**Directions for this task:** Nothing in the data should change when you return it, but leave the pictures out.
-------- Recorded information
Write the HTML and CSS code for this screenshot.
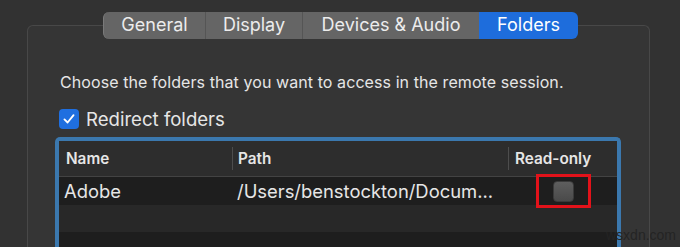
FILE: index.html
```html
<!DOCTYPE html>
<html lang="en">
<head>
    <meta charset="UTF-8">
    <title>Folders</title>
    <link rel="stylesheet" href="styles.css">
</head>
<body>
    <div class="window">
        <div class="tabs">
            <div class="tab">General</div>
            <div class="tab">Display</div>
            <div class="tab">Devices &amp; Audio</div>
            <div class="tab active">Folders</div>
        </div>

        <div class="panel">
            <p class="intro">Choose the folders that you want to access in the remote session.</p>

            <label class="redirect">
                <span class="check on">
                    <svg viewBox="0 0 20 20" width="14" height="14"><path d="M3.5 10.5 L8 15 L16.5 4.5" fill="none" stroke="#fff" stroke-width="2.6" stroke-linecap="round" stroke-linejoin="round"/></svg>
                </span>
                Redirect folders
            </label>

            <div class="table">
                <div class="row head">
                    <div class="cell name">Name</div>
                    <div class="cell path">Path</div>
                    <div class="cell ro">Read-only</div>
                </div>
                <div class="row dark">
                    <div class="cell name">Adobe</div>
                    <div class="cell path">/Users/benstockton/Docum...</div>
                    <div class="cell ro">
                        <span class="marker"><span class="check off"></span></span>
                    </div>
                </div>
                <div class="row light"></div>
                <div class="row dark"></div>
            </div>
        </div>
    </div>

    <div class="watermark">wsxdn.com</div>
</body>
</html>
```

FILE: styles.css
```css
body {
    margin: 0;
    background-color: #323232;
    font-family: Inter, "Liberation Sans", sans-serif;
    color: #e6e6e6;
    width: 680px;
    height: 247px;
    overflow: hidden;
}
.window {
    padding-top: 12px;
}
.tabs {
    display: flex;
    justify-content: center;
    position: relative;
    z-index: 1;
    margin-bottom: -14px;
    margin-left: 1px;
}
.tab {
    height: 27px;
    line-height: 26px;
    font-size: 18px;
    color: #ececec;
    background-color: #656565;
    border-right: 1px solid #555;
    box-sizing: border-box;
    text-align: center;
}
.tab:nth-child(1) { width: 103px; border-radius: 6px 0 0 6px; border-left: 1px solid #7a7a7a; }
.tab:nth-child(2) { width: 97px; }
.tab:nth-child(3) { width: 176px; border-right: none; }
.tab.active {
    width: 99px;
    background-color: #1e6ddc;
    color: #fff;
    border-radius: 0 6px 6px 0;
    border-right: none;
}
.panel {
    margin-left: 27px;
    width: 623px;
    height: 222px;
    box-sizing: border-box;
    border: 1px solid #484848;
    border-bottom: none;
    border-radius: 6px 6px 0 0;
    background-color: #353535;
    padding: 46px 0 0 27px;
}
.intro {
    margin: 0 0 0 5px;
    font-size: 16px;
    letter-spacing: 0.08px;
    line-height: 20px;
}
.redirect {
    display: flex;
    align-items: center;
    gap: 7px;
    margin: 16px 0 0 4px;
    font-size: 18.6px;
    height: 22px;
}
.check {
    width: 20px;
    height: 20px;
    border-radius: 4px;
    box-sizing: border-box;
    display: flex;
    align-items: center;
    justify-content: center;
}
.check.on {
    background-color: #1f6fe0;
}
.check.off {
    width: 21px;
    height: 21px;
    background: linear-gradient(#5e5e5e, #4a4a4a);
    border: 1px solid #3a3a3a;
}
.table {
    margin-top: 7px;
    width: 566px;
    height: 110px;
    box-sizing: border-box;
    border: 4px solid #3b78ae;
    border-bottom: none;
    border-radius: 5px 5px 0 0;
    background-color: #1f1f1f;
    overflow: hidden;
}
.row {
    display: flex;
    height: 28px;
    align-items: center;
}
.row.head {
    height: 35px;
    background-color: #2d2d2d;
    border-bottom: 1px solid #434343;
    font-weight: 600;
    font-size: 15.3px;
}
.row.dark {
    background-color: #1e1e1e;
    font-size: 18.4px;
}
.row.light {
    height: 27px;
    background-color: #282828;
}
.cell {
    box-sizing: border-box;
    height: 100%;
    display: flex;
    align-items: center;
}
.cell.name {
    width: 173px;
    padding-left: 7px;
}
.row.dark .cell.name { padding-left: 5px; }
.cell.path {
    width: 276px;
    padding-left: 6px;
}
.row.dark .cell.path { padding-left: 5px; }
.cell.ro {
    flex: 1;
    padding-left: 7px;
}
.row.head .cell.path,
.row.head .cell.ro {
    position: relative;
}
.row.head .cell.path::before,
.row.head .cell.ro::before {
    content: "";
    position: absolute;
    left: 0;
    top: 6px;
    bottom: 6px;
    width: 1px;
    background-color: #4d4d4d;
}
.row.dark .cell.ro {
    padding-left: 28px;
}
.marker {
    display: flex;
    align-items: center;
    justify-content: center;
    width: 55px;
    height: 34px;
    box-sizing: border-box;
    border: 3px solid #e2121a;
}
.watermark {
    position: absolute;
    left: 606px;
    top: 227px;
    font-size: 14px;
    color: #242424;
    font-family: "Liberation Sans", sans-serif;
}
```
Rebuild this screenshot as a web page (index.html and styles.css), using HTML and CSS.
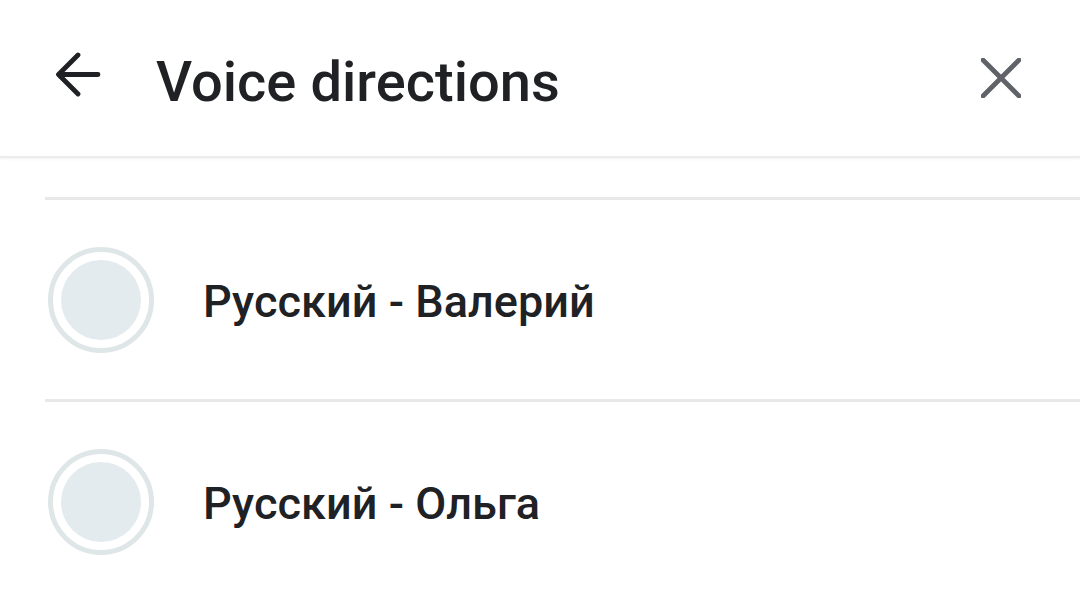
----------------
**Final answer:**
Write the HTML and CSS code for this screenshot.
FILE: index.html
```html
<!DOCTYPE html>
<html lang="en">
<head>
    <meta charset="UTF-8">
    <title>Folders</title>
    <link rel="stylesheet" href="styles.css">
</head>
<body>
    <div class="window">
        <div class="tabs">
            <div class="tab">General</div>
            <div class="tab">Display</div>
            <div class="tab">Devices &amp; Audio</div>
            <div class="tab active">Folders</div>
        </div>

        <div class="panel">
            <p class="intro">Choose the folders that you want to access in the remote session.</p>

            <label class="redirect">
                <span class="check on">
                    <svg viewBox="0 0 20 20" width="14" height="14"><path d="M3.5 10.5 L8 15 L16.5 4.5" fill="none" stroke="#fff" stroke-width="2.6" stroke-linecap="round" stroke-linejoin="round"/></svg>
                </span>
                Redirect folders
            </label>

            <div class="table">
                <div class="row head">
                    <div class="cell name">Name</div>
                    <div class="cell path">Path</div>
                    <div class="cell ro">Read-only</div>
                </div>
                <div class="row dark">
                    <div class="cell name">Adobe</div>
                    <div class="cell path">/Users/benstockton/Docum...</div>
                    <div class="cell ro">
                        <span class="marker"><span class="check off"></span></span>
                    </div>
                </div>
                <div class="row light"></div>
                <div class="row dark"></div>
            </div>
        </div>
    </div>

    <div class="watermark">wsxdn.com</div>
</body>
</html>
```

FILE: styles.css
```css
body {
    margin: 0;
    background-color: #323232;
    font-family: Inter, "Liberation Sans", sans-serif;
    color: #e6e6e6;
    width: 680px;
    height: 247px;
    overflow: hidden;
}
.window {
    padding-top: 12px;
}
.tabs {
    display: flex;
    justify-content: center;
    position: relative;
    z-index: 1;
    margin-bottom: -14px;
    margin-left: 1px;
}
.tab {
    height: 27px;
    line-height: 26px;
    font-size: 18px;
    color: #ececec;
    background-color: #656565;
    border-right: 1px solid #555;
    box-sizing: border-box;
    text-align: center;
}
.tab:nth-child(1) { width: 103px; border-radius: 6px 0 0 6px; border-left: 1px solid #7a7a7a; }
.tab:nth-child(2) { width: 97px; }
.tab:nth-child(3) { width: 176px; border-right: none; }
.tab.active {
    width: 99px;
    background-color: #1e6ddc;
    color: #fff;
    border-radius: 0 6px 6px 0;
    border-right: none;
}
.panel {
    margin-left: 27px;
    width: 623px;
    height: 222px;
    box-sizing: border-box;
    border: 1px solid #484848;
    border-bottom: none;
    border-radius: 6px 6px 0 0;
    background-color: #353535;
    padding: 46px 0 0 27px;
}
.intro {
    margin: 0 0 0 5px;
    font-size: 16px;
    letter-spacing: 0.08px;
    line-height: 20px;
}
.redirect {
    display: flex;
    align-items: center;
    gap: 7px;
    margin: 16px 0 0 4px;
    font-size: 18.6px;
    height: 22px;
}
.check {
    width: 20px;
    height: 20px;
    border-radius: 4px;
    box-sizing: border-box;
    display: flex;
    align-items: center;
    justify-content: center;
}
.check.on {
    background-color: #1f6fe0;
}
.check.off {
    width: 21px;
    height: 21px;
    background: linear-gradient(#5e5e5e, #4a4a4a);
    border: 1px solid #3a3a3a;
}
.table {
    margin-top: 7px;
    width: 566px;
    height: 110px;
    box-sizing: border-box;
    border: 4px solid #3b78ae;
    border-bottom: none;
    border-radius: 5px 5px 0 0;
    background-color: #1f1f1f;
    overflow: hidden;
}
.row {
    display: flex;
    height: 28px;
    align-items: center;
}
.row.head {
    height: 35px;
    background-color: #2d2d2d;
    border-bottom: 1px solid #434343;
    font-weight: 600;
    font-size: 15.3px;
}
.row.dark {
    background-color: #1e1e1e;
    font-size: 18.4px;
}
.row.light {
    height: 27px;
    background-color: #282828;
}
.cell {
    box-sizing: border-box;
    height: 100%;
    display: flex;
    align-items: center;
}
.cell.name {
    width: 173px;
    padding-left: 7px;
}
.row.dark .cell.name { padding-left: 5px; }
.cell.path {
    width: 276px;
    padding-left: 6px;
}
.row.dark .cell.path { padding-left: 5px; }
.cell.ro {
    flex: 1;
    padding-left: 7px;
}
.row.head .cell.path,
.row.head .cell.ro {
    position: relative;
}
.row.head .cell.path::before,
.row.head .cell.ro::before {
    content: "";
    position: absolute;
    left: 0;
    top: 6px;
    bottom: 6px;
    width: 1px;
    background-color: #4d4d4d;
}
.row.dark .cell.ro {
    padding-left: 28px;
}
.marker {
    display: flex;
    align-items: center;
    justify-content: center;
    width: 55px;
    height: 34px;
    box-sizing: border-box;
    border: 3px solid #e2121a;
}
.watermark {
    position: absolute;
    left: 606px;
    top: 227px;
    font-size: 14px;
    color: #242424;
    font-family: "Liberation Sans", sans-serif;
}
```
Rebuild this screenshot as a web page (index.html and styles.css), using HTML and CSS.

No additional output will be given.